The lesson to take from this is even these respectable, mainstream faiths fear their children learning about atheism as an option, and yearn for a theocratic state that gives them official preference and support. And there’s a very good reason why they’re afraid. The Guardian story links to an eye-opening article which finds that organized religion in the U.K. is on life support:
The most recent British Social Attitudes survey reveals that the number of Brits who identify as Church of England has more than halved since 2002, falling from 31% to 14%… 52% of people now say they have no religion, compared with 41% in 2002.
…Although religious affiliation has dropped across all age groups, young people are least likely to be religious. 70% of those aged 18-24 say they have no religion. This is an increase from 56% in 2002.
An absolute majority of British people now have no religion, and among the young, it’s a staggering 70% supermajority.
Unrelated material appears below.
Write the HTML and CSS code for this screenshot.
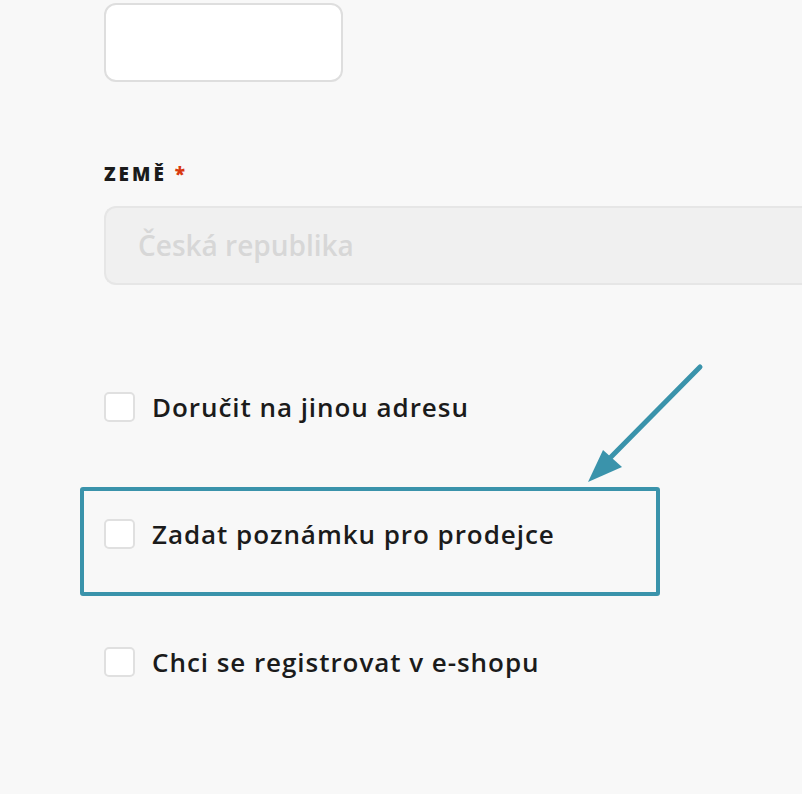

Even America’s Generation Z, the least Christian generation in our country’s history, has no numbers to match these.
When the U.K.’s established churches read about these numbers, they must see their own extinction barreling down the tracks. They’ve fared so poorly at passing on their own beliefs that they’re now hoping the state will step in and save them, but that doesn’t seem likely. A resurgence of Islam is somewhat compensating for the decline in Christianity; but over time, more recent immigrants tend to follow the same secularization curve as longer-term residents.
Adding atheism and humanism to religious education courses isn’t a bold or revolutionary move. It merely reflects the reality of demographic changes that are already happening. If anything, you could argue that continuing to teach about religions which are dying out in Europe is an act of charity! America is a generation or so behind, but the trends are in our favor, and we have every reason to expect that we’ll catch up to the rest of the world.